Once the pictures are set aside, transcribe the remaining data exactly.

======== Supplied information

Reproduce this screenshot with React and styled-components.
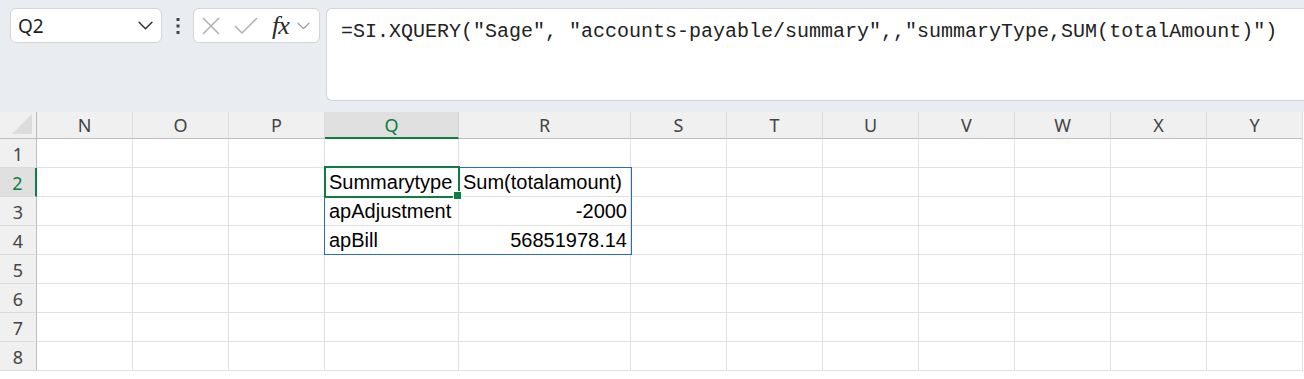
import React from "react";
import styled, { createGlobalStyle } from "styled-components";

const GlobalStyle = createGlobalStyle`
  html, body {
    margin: 0;
    padding: 0;
    background: #ffffff;
    overflow: hidden;
  }
  * { box-sizing: border-box; }
`;

const Page = styled.div`
  width: 1304px;
  height: 379px;
  overflow: hidden;
  font-family: "Noto Sans", "Open Sans", sans-serif;
`;

const TopBar = styled.div`
  height: 112px;
  background: #e9ecf0;
  display: flex;
  align-items: flex-start;
  padding: 8px 0 0 10px;
`;

const Box = styled.div`
  background: #fff;
  border: 1px solid #d2d4d7;
  border-radius: 6px;
  height: 35px;
  display: flex;
  align-items: center;
`;

const NameBox = styled(Box)`
  width: 152px;
  padding: 0 8px 0 7px;
  justify-content: space-between;
  font-size: 19px;
  color: #1f1f1f;
`;

const Dots = styled.div`
  width: 31px;
  height: 35px;
  display: flex;
  align-items: center;
  justify-content: center;
`;

const FxBox = styled(Box)`
  width: 127px;
  padding: 0 0 0 8px;
`;

const FxLabel = styled.span`
  font-family: "Liberation Serif", "DejaVu Serif", serif;
  font-style: italic;
  font-size: 26px;
  color: #2b2b2b;
  margin: 0 8px 0 14px;
  letter-spacing: -1px;
  line-height: 1;
`;

const FormulaInput = styled(Box)`
  margin-left: 6px;
  flex: 1;
  height: 93px;
  border-right: none;
  border-radius: 6px 0 0 6px;
  align-items: flex-start;
  padding: 11px 0 0 14px;
  font-family: "Liberation Mono", "DejaVu Sans Mono", monospace;
  font-size: 20px;
  color: #222;
  white-space: pre;
`;

const SheetWrap = styled.div`
  position: relative;
`;

const Grid = styled.div`
  display: grid;
  grid-template-columns: 37px 96px 96px 96px 134px 172px 96px 96px 96px 96px 96px 96px 96px;
  grid-template-rows: 27px repeat(8, 29px);
`;

const Corner = styled.div`
  background: #f0f0f0;
  border-right: 1px solid #bdbdbd;
  border-bottom: 1px solid #bdbdbd;
  position: relative;
  &::after {
    content: "";
    position: absolute;
    right: 4px;
    bottom: 4px;
    border-style: solid;
    border-width: 0 0 20px 20px;
    border-color: transparent transparent #dcdcdc transparent;
  }
`;

const ColHead = styled.div`
  background: ${(p) => (p.$active ? "#e0e0e0" : "#f0f0f0")};
  border-right: 1px solid ${(p) => (p.$active ? "#d4d4d4" : "#dcdcdc")};
  border-bottom: ${(p) => (p.$active ? "2px solid #107c41" : "1px solid #bdbdbd")};
  color: ${(p) => (p.$active ? "#107c41" : "#444")};
  font-size: 18px;
  display: flex;
  align-items: center;
  justify-content: center;
  padding-top: ${(p) => (p.$active ? "1px" : "0")};
`;

const RowHead = styled.div`
  background: ${(p) => (p.$active ? "#e0e0e0" : "#f0f0f0")};
  border-right: ${(p) => (p.$active ? "2px solid #107c41" : "1px solid #bdbdbd")};
  border-bottom: 1px solid #dcdcdc;
  color: ${(p) => (p.$active ? "#107c41" : "#444")};
  font-size: 18px;
  display: flex;
  align-items: center;
  justify-content: center;
  padding-top: 1px;
`;

const Cell = styled.div`
  border-right: 1px solid #e1e1e1;
  border-bottom: 1px solid #e1e1e1;
  font-family: "Liberation Sans", Arial, sans-serif;
  font-size: 20px;
  color: #000;
  display: flex;
  align-items: flex-end;
  justify-content: ${(p) => (p.$num ? "flex-end" : "flex-start")};
  padding: 0 3px 2px 4px;
  white-space: nowrap;
`;

const RangeBox = styled.div`
  position: absolute;
  left: 324px;
  top: 55px;
  width: 308px;
  height: 88px;
  border: 1px solid #2a6ac0;
  pointer-events: none;
`;

const Selection = styled.div`
  position: absolute;
  left: 324px;
  top: 54px;
  width: 136px;
  height: 32px;
  border: 2px solid #107c41;
  pointer-events: none;
  &::after {
    content: "";
    position: absolute;
    right: -4px;
    bottom: -4px;
    width: 7px;
    height: 7px;
    background: #107c41;
    border: 1px solid #fff;
  }
`;

const Chevron = ({ size = 14, color = "#333" }) => (
  <svg width={size} height={size * 0.6} viewBox="0 0 14 8" fill="none">
    <path d="M1 1l6 6 6-6" stroke={color} strokeWidth="1.4" strokeLinecap="round" strokeLinejoin="round" />
  </svg>
);

const cols = ["N", "O", "P", "Q", "R", "S", "T", "U", "V", "W", "X", "Y"];
const data = {
  2: { Q: "Summarytype", R: "Sum(totalamount)" },
  3: { Q: "apAdjustment", R: "-2000" },
  4: { Q: "apBill", R: "56851978.14" },
};

export default function App() {
  return (
    <Page>
      <GlobalStyle />
      <TopBar>
        <NameBox>
          <span>Q2</span>
          <Chevron size={15} color="#333" />
        </NameBox>
        <Dots>
          <svg width="4" height="18" viewBox="0 0 4 18">
            <rect x="0.5" y="1" width="3" height="3" fill="#444" />
            <rect x="0.5" y="7.5" width="3" height="3" fill="#444" />
            <rect x="0.5" y="14" width="3" height="3" fill="#444" />
          </svg>
        </Dots>
        <FxBox>
          <svg width="18" height="18" viewBox="0 0 18 18">
            <path d="M1 1l16 16M17 1L1 17" stroke="#b0b0b0" strokeWidth="1.5" />
          </svg>
          <svg width="24" height="18" viewBox="0 0 24 18" style={{ marginLeft: 14 }}>
            <path d="M1 9l7 7L23 1" stroke="#b0b0b0" strokeWidth="1.5" fill="none" />
          </svg>
          <FxLabel>fx</FxLabel>
          <Chevron size={13} color="#999" />
        </FxBox>
        <FormulaInput>{'=SI.XQUERY("Sage", "accounts-payable/summary",,"summaryType,SUM(totalAmount)")'}</FormulaInput>
      </TopBar>
      <SheetWrap>
        <Grid>
          <Corner />
          {cols.map((c) => (
            <ColHead key={c} $active={c === "Q"}>
              {c}
            </ColHead>
          ))}
          {[1, 2, 3, 4, 5, 6, 7, 8].map((r) => (
            <React.Fragment key={r}>
              <RowHead $active={r === 2}>{r}</RowHead>
              {cols.map((c) => {
                const v = data[r] && data[r][c];
                return (
                  <Cell key={c} $num={c === "R" && r > 2}>
                    {v}
                  </Cell>
                );
              })}
            </React.Fragment>
          ))}
        </Grid>
        <RangeBox />
        <Selection />
      </SheetWrap>
    </Page>
  );
}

================

* _Complete output_:
Reproduce this screenshot with React and styled-components.
import React from "react";
import styled, { createGlobalStyle } from "styled-components";

const GlobalStyle = createGlobalStyle`
  html, body {
    margin: 0;
    padding: 0;
    background: #ffffff;
    overflow: hidden;
  }
  * { box-sizing: border-box; }
`;

const Page = styled.div`
  width: 1304px;
  height: 379px;
  overflow: hidden;
  font-family: "Noto Sans", "Open Sans", sans-serif;
`;

const TopBar = styled.div`
  height: 112px;
  background: #e9ecf0;
  display: flex;
  align-items: flex-start;
  padding: 8px 0 0 10px;
`;

const Box = styled.div`
  background: #fff;
  border: 1px solid #d2d4d7;
  border-radius: 6px;
  height: 35px;
  display: flex;
  align-items: center;
`;

const NameBox = styled(Box)`
  width: 152px;
  padding: 0 8px 0 7px;
  justify-content: space-between;
  font-size: 19px;
  color: #1f1f1f;
`;

const Dots = styled.div`
  width: 31px;
  height: 35px;
  display: flex;
  align-items: center;
  justify-content: center;
`;

const FxBox = styled(Box)`
  width: 127px;
  padding: 0 0 0 8px;
`;

const FxLabel = styled.span`
  font-family: "Liberation Serif", "DejaVu Serif", serif;
  font-style: italic;
  font-size: 26px;
  color: #2b2b2b;
  margin: 0 8px 0 14px;
  letter-spacing: -1px;
  line-height: 1;
`;

const FormulaInput = styled(Box)`
  margin-left: 6px;
  flex: 1;
  height: 93px;
  border-right: none;
  border-radius: 6px 0 0 6px;
  align-items: flex-start;
  padding: 11px 0 0 14px;
  font-family: "Liberation Mono", "DejaVu Sans Mono", monospace;
  font-size: 20px;
  color: #222;
  white-space: pre;
`;

const SheetWrap = styled.div`
  position: relative;
`;

const Grid = styled.div`
  display: grid;
  grid-template-columns: 37px 96px 96px 96px 134px 172px 96px 96px 96px 96px 96px 96px 96px;
  grid-template-rows: 27px repeat(8, 29px);
`;

const Corner = styled.div`
  background: #f0f0f0;
  border-right: 1px solid #bdbdbd;
  border-bottom: 1px solid #bdbdbd;
  position: relative;
  &::after {
    content: "";
    position: absolute;
    right: 4px;
    bottom: 4px;
    border-style: solid;
    border-width: 0 0 20px 20px;
    border-color: transparent transparent #dcdcdc transparent;
  }
`;

const ColHead = styled.div`
  background: ${(p) => (p.$active ? "#e0e0e0" : "#f0f0f0")};
  border-right: 1px solid ${(p) => (p.$active ? "#d4d4d4" : "#dcdcdc")};
  border-bottom: ${(p) => (p.$active ? "2px solid #107c41" : "1px solid #bdbdbd")};
  color: ${(p) => (p.$active ? "#107c41" : "#444")};
  font-size: 18px;
  display: flex;
  align-items: center;
  justify-content: center;
  padding-top: ${(p) => (p.$active ? "1px" : "0")};
`;

const RowHead = styled.div`
  background: ${(p) => (p.$active ? "#e0e0e0" : "#f0f0f0")};
  border-right: ${(p) => (p.$active ? "2px solid #107c41" : "1px solid #bdbdbd")};
  border-bottom: 1px solid #dcdcdc;
  color: ${(p) => (p.$active ? "#107c41" : "#444")};
  font-size: 18px;
  display: flex;
  align-items: center;
  justify-content: center;
  padding-top: 1px;
`;

const Cell = styled.div`
  border-right: 1px solid #e1e1e1;
  border-bottom: 1px solid #e1e1e1;
  font-family: "Liberation Sans", Arial, sans-serif;
  font-size: 20px;
  color: #000;
  display: flex;
  align-items: flex-end;
  justify-content: ${(p) => (p.$num ? "flex-end" : "flex-start")};
  padding: 0 3px 2px 4px;
  white-space: nowrap;
`;

const RangeBox = styled.div`
  position: absolute;
  left: 324px;
  top: 55px;
  width: 308px;
  height: 88px;
  border: 1px solid #2a6ac0;
  pointer-events: none;
`;

const Selection = styled.div`
  position: absolute;
  left: 324px;
  top: 54px;
  width: 136px;
  height: 32px;
  border: 2px solid #107c41;
  pointer-events: none;
  &::after {
    content: "";
    position: absolute;
    right: -4px;
    bottom: -4px;
    width: 7px;
    height: 7px;
    background: #107c41;
    border: 1px solid #fff;
  }
`;

const Chevron = ({ size = 14, color = "#333" }) => (
  <svg width={size} height={size * 0.6} viewBox="0 0 14 8" fill="none">
    <path d="M1 1l6 6 6-6" stroke={color} strokeWidth="1.4" strokeLinecap="round" strokeLinejoin="round" />
  </svg>
);

const cols = ["N", "O", "P", "Q", "R", "S", "T", "U", "V", "W", "X", "Y"];
const data = {
  2: { Q: "Summarytype", R: "Sum(totalamount)" },
  3: { Q: "apAdjustment", R: "-2000" },
  4: { Q: "apBill", R: "56851978.14" },
};

export default function App() {
  return (
    <Page>
      <GlobalStyle />
      <TopBar>
        <NameBox>
          <span>Q2</span>
          <Chevron size={15} color="#333" />
        </NameBox>
        <Dots>
          <svg width="4" height="18" viewBox="0 0 4 18">
            <rect x="0.5" y="1" width="3" height="3" fill="#444" />
            <rect x="0.5" y="7.5" width="3" height="3" fill="#444" />
            <rect x="0.5" y="14" width="3" height="3" fill="#444" />
          </svg>
        </Dots>
        <FxBox>
          <svg width="18" height="18" viewBox="0 0 18 18">
            <path d="M1 1l16 16M17 1L1 17" stroke="#b0b0b0" strokeWidth="1.5" />
          </svg>
          <svg width="24" height="18" viewBox="0 0 24 18" style={{ marginLeft: 14 }}>
            <path d="M1 9l7 7L23 1" stroke="#b0b0b0" strokeWidth="1.5" fill="none" />
          </svg>
          <FxLabel>fx</FxLabel>
          <Chevron size={13} color="#999" />
        </FxBox>
        <FormulaInput>{'=SI.XQUERY("Sage", "accounts-payable/summary",,"summaryType,SUM(totalAmount)")'}</FormulaInput>
      </TopBar>
      <SheetWrap>
        <Grid>
          <Corner />
          {cols.map((c) => (
            <ColHead key={c} $active={c === "Q"}>
              {c}
            </ColHead>
          ))}
          {[1, 2, 3, 4, 5, 6, 7, 8].map((r) => (
            <React.Fragment key={r}>
              <RowHead $active={r === 2}>{r}</RowHead>
              {cols.map((c) => {
                const v = data[r] && data[r][c];
                return (
                  <Cell key={c} $num={c === "R" && r > 2}>
                    {v}
                  </Cell>
                );
              })}
            </React.Fragment>
          ))}
        </Grid>
        <RangeBox />
        <Selection />
      </SheetWrap>
    </Page>
  );
}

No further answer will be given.